● Exercise brief
Each line containing the word "with" needs to be copied.

● Provided data

= = = =

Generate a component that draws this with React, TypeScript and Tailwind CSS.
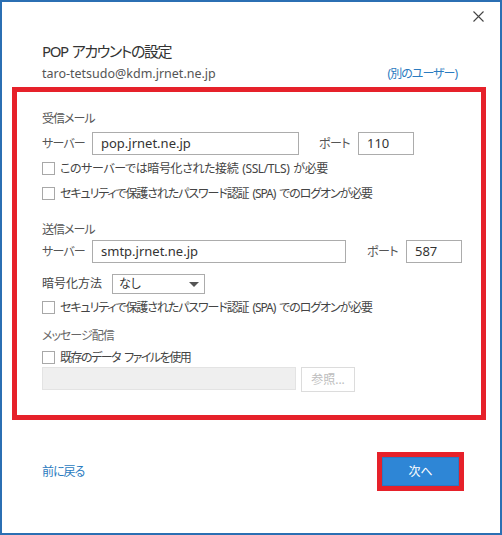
import { Fragment } from 'react'

// Outlook-style "POP account settings" dialog with red highlight frames.

const font = "font-['Segoe_UI','Noto_Sans','Noto_Sans_CJK_JP',sans-serif] [font-feature-settings:'palt']"

// keeps word gaps visible under the tight tracking
function Spaced({ text }: { text: string }) {
  const parts = text.split(' ')
  return (
    <>
      {parts.map((p, i) => (
        <Fragment key={i}>
          {i > 0 && <span className="inline-block w-[4px]" />}
          {p}
        </Fragment>
      ))}
    </>
  )
}

function Box() {
  return <span className="w-[13px] h-[13px] border border-[#a8a8a8] bg-white flex-shrink-0" />
}

function Checkbox({ label, track }: { label: string; track: string }) {
  return (
    <div className="flex items-center h-[25px]">
      <Box />
      <span className={`ml-[5px] text-[12px] leading-none text-[#444] whitespace-nowrap ${track}`}>
        <Spaced text={label} />
      </span>
    </div>
  )
}

function TextBox({ value, width }: { value: string; width: string }) {
  return (
    <div className={`${width} h-[23px] flex-shrink-0 border border-[#acacac] flex items-center px-[8px] text-[13px] text-[#333]`}>
      {value}
    </div>
  )
}

function ServerRow({ server, port, serverW, gap }: { server: string; port: string; serverW: string; gap: string }) {
  return (
    <div className="flex items-center h-[23px]">
      <span className="w-[50px] flex-shrink-0 whitespace-nowrap text-[12px] text-[#555] tracking-[-0.8px]">サーバー</span>
      <TextBox value={server} width={serverW} />
      <span className={`${gap} w-[39px] flex-shrink-0 whitespace-nowrap text-[12px] text-[#555] tracking-[-0.5px]`}>ポート</span>
      <TextBox value={port} width="w-[56px]" />
    </div>
  )
}

export default function App() {
  return (
    <div className={`w-[502px] h-[535px] border-2 border-[#2b6fb3] bg-white flex flex-col ${font}`}>
      <div className="flex justify-end pt-[9px] pr-[16px]">
        <svg width="11" height="11" viewBox="0 0 11 11" className="text-[#444]">
          <path d="M0.5 0.5L10.5 10.5M10.5 0.5L0.5 10.5" stroke="currentColor" strokeWidth="1.1" />
        </svg>
      </div>

      <h1 className="mt-[19px] ml-[40px] text-[15px] leading-[20px] text-[#333] tracking-[-1.4px]">
        <Spaced text="POP アカウントの設定" />
      </h1>
      <div className="mt-[4px] ml-[40px] mr-[43px] flex justify-between items-center h-[18px]">
        <span className="text-[12.5px] text-[#555]">taro-tetsudo@kdm.jrnet.ne.jp</span>
        <span className="text-[12px] text-[#2b7bc0] tracking-[-1px]">(別のユーザー)</span>
      </div>

      <div className="mt-[4px] ml-[10px] w-[474px] h-[333px] flex-shrink-0 border-[5px] border-[#e6212a] pl-[25px] flex flex-col">
        <div className="mt-[19px] h-[16px] text-[12px] leading-[16px] text-[#555] tracking-[-1px]">受信メール</div>
        <div className="mt-[5px]">
          <ServerRow server="pop.jrnet.ne.jp" port="110" serverW="w-[207px]" gap="ml-[20px]" />
        </div>
        <div className="mt-[1px]">
          <Checkbox label="このサーバーでは暗号化された接続 (SSL/TLS) が必要" track="tracking-[-0.4px]" />
          <Checkbox label="セキュリティで保護されたパスワード認証 (SPA) でのログオンが必要" track="tracking-[-1.1px]" />
        </div>

        <div className="mt-[16px] h-[16px] text-[12px] leading-[16px] text-[#555] tracking-[-1px]">送信メール</div>
        <div className="mt-[2px]">
          <ServerRow server="smtp.jrnet.ne.jp" port="587" serverW="w-[254px]" gap="ml-[21px]" />
        </div>
        <div className="mt-[11px] flex items-center h-[20px]">
          <span className="w-[70px] flex-shrink-0 text-[12px] text-[#444]">暗号化方法</span>
          <div className="w-[93px] h-[20px] border border-[#acacac] flex items-center justify-between pl-[6px] pr-[5px] text-[12px] text-[#333]">
            なし
            <span className="w-0 h-0 border-l-[5px] border-r-[5px] border-t-[5px] border-l-transparent border-r-transparent border-t-[#555]" />
          </div>
        </div>
        <div className="mt-[1px]">
          <Checkbox label="セキュリティで保護されたパスワード認証 (SPA) でのログオンが必要" track="tracking-[-1.1px]" />
        </div>

        <div className="mt-[8px] h-[16px] text-[12px] leading-[16px] text-[#666] tracking-[-1px]">メッセージ配信</div>
        <div className="h-[23px] pt-[4px] flex items-center">
          <Box />
          <span className="ml-[5px] text-[12px] leading-none text-[#444] tracking-[-1.5px]">
            <Spaced text="既存のデータ ファイルを使用" />
          </span>
        </div>
        <div className="flex items-start">
          <div className="w-[254px] h-[23px] bg-[#efefef] border border-[#e3e3e3]" />
          <div className="ml-[5px] w-[54px] h-[25px] border border-[#dcdcdc] flex items-center justify-center text-[12px] text-[#bdbdbd]">
            参照...
          </div>
        </div>
      </div>

      <div className="mt-[32px] ml-[40px] mr-[36px] flex justify-between items-center">
        <span className="text-[12px] text-[#2b7bc0] tracking-[-1px]">前に戻る</span>
        <div className="w-[87px] h-[39px] border-[5px] border-[#e6212a]">
          <div className="w-full h-full bg-[#2e86d6] border border-[#2a78c4] flex items-center justify-center text-[12px] text-white">
            次へ
          </div>
        </div>
      </div>
    </div>
  )
}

= = = =

● Answer to this exercise
Generate a component that draws this with React, TypeScript and Tailwind CSS.
// Outlook-style "POP account settings" dialog with red highlight frames.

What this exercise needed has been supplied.